>> start Supplied material
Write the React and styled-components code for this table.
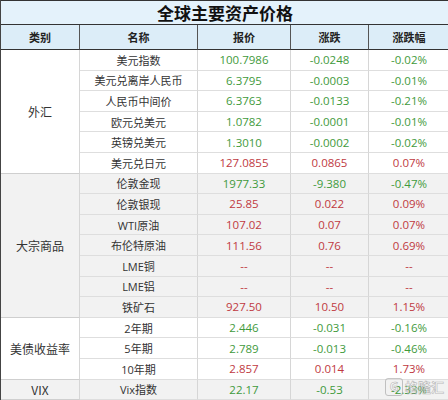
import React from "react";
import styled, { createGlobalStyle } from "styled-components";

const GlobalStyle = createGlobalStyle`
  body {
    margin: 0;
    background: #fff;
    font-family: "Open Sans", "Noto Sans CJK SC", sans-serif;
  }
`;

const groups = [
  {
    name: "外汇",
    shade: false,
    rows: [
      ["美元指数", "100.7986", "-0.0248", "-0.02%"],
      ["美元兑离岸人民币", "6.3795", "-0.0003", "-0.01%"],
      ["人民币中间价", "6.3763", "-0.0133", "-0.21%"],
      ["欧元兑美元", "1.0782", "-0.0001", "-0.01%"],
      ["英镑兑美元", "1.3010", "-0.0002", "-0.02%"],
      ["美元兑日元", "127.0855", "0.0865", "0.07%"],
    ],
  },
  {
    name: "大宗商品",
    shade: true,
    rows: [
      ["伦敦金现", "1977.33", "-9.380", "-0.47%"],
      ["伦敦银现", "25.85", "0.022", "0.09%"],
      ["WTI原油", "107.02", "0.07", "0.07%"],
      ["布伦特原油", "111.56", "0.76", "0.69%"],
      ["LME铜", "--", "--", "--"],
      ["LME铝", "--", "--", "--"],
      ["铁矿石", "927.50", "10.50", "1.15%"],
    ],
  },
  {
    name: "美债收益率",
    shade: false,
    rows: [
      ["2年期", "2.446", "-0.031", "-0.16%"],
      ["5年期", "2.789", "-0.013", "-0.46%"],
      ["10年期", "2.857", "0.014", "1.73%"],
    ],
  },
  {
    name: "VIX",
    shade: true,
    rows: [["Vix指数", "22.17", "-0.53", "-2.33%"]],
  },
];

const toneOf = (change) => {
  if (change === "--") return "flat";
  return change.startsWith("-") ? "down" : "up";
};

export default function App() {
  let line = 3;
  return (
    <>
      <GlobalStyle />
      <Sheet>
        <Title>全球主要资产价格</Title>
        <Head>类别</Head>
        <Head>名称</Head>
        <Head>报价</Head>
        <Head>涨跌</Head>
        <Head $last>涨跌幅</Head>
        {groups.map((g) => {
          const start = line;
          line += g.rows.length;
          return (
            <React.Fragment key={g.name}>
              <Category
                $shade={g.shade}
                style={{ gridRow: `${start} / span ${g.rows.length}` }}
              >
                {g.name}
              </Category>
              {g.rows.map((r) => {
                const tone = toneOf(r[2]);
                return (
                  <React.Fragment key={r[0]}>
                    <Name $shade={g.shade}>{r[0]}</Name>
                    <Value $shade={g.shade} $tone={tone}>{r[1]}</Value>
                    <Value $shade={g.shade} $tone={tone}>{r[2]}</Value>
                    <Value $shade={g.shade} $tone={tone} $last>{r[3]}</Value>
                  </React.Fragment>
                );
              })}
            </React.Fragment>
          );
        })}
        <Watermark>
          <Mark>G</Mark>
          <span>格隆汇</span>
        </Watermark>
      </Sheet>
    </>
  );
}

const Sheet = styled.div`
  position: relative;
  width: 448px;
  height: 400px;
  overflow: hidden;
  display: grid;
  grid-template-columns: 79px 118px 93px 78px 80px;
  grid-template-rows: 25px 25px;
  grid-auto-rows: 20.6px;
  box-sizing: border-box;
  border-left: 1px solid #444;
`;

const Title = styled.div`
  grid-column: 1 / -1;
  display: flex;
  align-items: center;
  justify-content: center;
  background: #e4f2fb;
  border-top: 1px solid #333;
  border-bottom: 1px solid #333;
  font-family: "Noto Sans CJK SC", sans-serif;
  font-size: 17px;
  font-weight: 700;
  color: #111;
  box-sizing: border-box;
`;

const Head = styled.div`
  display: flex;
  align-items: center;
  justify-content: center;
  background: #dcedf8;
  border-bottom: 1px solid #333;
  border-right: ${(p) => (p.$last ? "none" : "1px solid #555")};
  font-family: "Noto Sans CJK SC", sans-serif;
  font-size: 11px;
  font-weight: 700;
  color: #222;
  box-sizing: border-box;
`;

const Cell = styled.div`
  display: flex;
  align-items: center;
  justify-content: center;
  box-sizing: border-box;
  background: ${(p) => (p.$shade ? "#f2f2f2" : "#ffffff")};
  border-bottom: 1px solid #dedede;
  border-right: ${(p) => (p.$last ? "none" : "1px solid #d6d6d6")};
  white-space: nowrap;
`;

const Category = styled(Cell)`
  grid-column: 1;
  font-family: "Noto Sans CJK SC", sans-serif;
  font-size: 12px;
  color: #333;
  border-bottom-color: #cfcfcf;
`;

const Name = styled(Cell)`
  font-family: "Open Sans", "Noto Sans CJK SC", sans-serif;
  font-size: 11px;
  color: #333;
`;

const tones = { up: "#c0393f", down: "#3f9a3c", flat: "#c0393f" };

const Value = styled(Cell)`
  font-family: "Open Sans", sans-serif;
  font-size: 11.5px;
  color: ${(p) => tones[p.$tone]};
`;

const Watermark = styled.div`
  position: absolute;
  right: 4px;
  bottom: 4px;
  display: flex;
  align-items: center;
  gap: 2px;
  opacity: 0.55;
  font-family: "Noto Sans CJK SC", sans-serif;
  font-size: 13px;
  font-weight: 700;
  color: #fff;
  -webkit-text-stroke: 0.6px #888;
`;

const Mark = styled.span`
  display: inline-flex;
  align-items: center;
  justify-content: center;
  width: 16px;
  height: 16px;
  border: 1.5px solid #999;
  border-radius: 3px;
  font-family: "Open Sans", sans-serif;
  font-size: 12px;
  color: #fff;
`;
>> end Supplied material
#### Problem requirements:
Copy each line above precisely, dropping the pictures.

#### Correct response:
Write the React and styled-components code for this table.
import React from "react";
import styled, { createGlobalStyle } from "styled-components";

const GlobalStyle = createGlobalStyle`
  body {
    margin: 0;
    background: #fff;
    font-family: "Open Sans", "Noto Sans CJK SC", sans-serif;
  }
`;

const groups = [
  {
    name: "外汇",
    shade: false,
    rows: [
      ["美元指数", "100.7986", "-0.0248", "-0.02%"],
      ["美元兑离岸人民币", "6.3795", "-0.0003", "-0.01%"],
      ["人民币中间价", "6.3763", "-0.0133", "-0.21%"],
      ["欧元兑美元", "1.0782", "-0.0001", "-0.01%"],
      ["英镑兑美元", "1.3010", "-0.0002", "-0.02%"],
      ["美元兑日元", "127.0855", "0.0865", "0.07%"],
    ],
  },
  {
    name: "大宗商品",
    shade: true,
    rows: [
      ["伦敦金现", "1977.33", "-9.380", "-0.47%"],
      ["伦敦银现", "25.85", "0.022", "0.09%"],
      ["WTI原油", "107.02", "0.07", "0.07%"],
      ["布伦特原油", "111.56", "0.76", "0.69%"],
      ["LME铜", "--", "--", "--"],
      ["LME铝", "--", "--", "--"],
      ["铁矿石", "927.50", "10.50", "1.15%"],
    ],
  },
  {
    name: "美债收益率",
    shade: false,
    rows: [
      ["2年期", "2.446", "-0.031", "-0.16%"],
      ["5年期", "2.789", "-0.013", "-0.46%"],
      ["10年期", "2.857", "0.014", "1.73%"],
    ],
  },
  {
    name: "VIX",
    shade: true,
    rows: [["Vix指数", "22.17", "-0.53", "-2.33%"]],
  },
];

const toneOf = (change) => {
  if (change === "--") return "flat";
  return change.startsWith("-") ? "down" : "up";
};

export default function App() {
  let line = 3;
  return (
    <>
      <GlobalStyle />
      <Sheet>
        <Title>全球主要资产价格</Title>
        <Head>类别</Head>
        <Head>名称</Head>
        <Head>报价</Head>
        <Head>涨跌</Head>
        <Head $last>涨跌幅</Head>
        {groups.map((g) => {
          const start = line;
          line += g.rows.length;
          return (
            <React.Fragment key={g.name}>
              <Category
                $shade={g.shade}
                style={{ gridRow: `${start} / span ${g.rows.length}` }}
              >
                {g.name}
              </Category>
              {g.rows.map((r) => {
                const tone = toneOf(r[2]);
                return (
                  <React.Fragment key={r[0]}>
                    <Name $shade={g.shade}>{r[0]}</Name>
                    <Value $shade={g.shade} $tone={tone}>{r[1]}</Value>
                    <Value $shade={g.shade} $tone={tone}>{r[2]}</Value>
                    <Value $shade={g.shade} $tone={tone} $last>{r[3]}</Value>
                  </React.Fragment>
                );
              })}
            </React.Fragment>
          );
        })}
        <Watermark>
          <Mark>G</Mark>
          <span>格隆汇</span>
        </Watermark>
      </Sheet>
    </>
  );
}

const Sheet = styled.div`
  position: relative;
  width: 448px;
  height: 400px;
  overflow: hidden;
  display: grid;
  grid-template-columns: 79px 118px 93px 78px 80px;
  grid-template-rows: 25px 25px;
  grid-auto-rows: 20.6px;
  box-sizing: border-box;
  border-left: 1px solid #444;
`;

const Title = styled.div`
  grid-column: 1 / -1;
  display: flex;
  align-items: center;
  justify-content: center;
  background: #e4f2fb;
  border-top: 1px solid #333;
  border-bottom: 1px solid #333;
  font-family: "Noto Sans CJK SC", sans-serif;
  font-size: 17px;
  font-weight: 700;
  color: #111;
  box-sizing: border-box;
`;

const Head = styled.div`
  display: flex;
  align-items: center;
  justify-content: center;
  background: #dcedf8;
  border-bottom: 1px solid #333;
  border-right: ${(p) => (p.$last ? "none" : "1px solid #555")};
  font-family: "Noto Sans CJK SC", sans-serif;
  font-size: 11px;
  font-weight: 700;
  color: #222;
  box-sizing: border-box;
`;

const Cell = styled.div`
  display: flex;
  align-items: center;
  justify-content: center;
  box-sizing: border-box;
  background: ${(p) => (p.$shade ? "#f2f2f2" : "#ffffff")};
  border-bottom: 1px solid #dedede;
  border-right: ${(p) => (p.$last ? "none" : "1px solid #d6d6d6")};
  white-space: nowrap;
`;

const Category = styled(Cell)`
  grid-column: 1;
  font-family: "Noto Sans CJK SC", sans-serif;
  font-size: 12px;
  color: #333;
  border-bottom-color: #cfcfcf;
`;

const Name = styled(Cell)`
  font-family: "Open Sans", "Noto Sans CJK SC", sans-serif;
  font-size: 11px;
  color: #333;
`;

const tones = { up: "#c0393f", down: "#3f9a3c", flat: "#c0393f" };

const Value = styled(Cell)`
  font-family: "Open Sans", sans-serif;
  font-size: 11.5px;
  color: ${(p) => tones[p.$tone]};
`;

const Watermark = styled.div`
  position: absolute;
  right: 4px;
  bottom: 4px;
  display: flex;
  align-items: center;
  gap: 2px;
  opacity: 0.55;
  font-family: "Noto Sans CJK SC", sans-serif;
  font-size: 13px;
  font-weight: 700;
  color: #fff;
  -webkit-text-stroke: 0.6px #888;
`;

const Mark = styled.span`
  display: inline-flex;
  align-items: center;
  justify-content: center;
  width: 16px;
  height: 16px;
  border: 1.5px solid #999;
  border-radius: 3px;
  font-family: "Open Sans", sans-serif;
  font-size: 12px;
  color: #fff;
`;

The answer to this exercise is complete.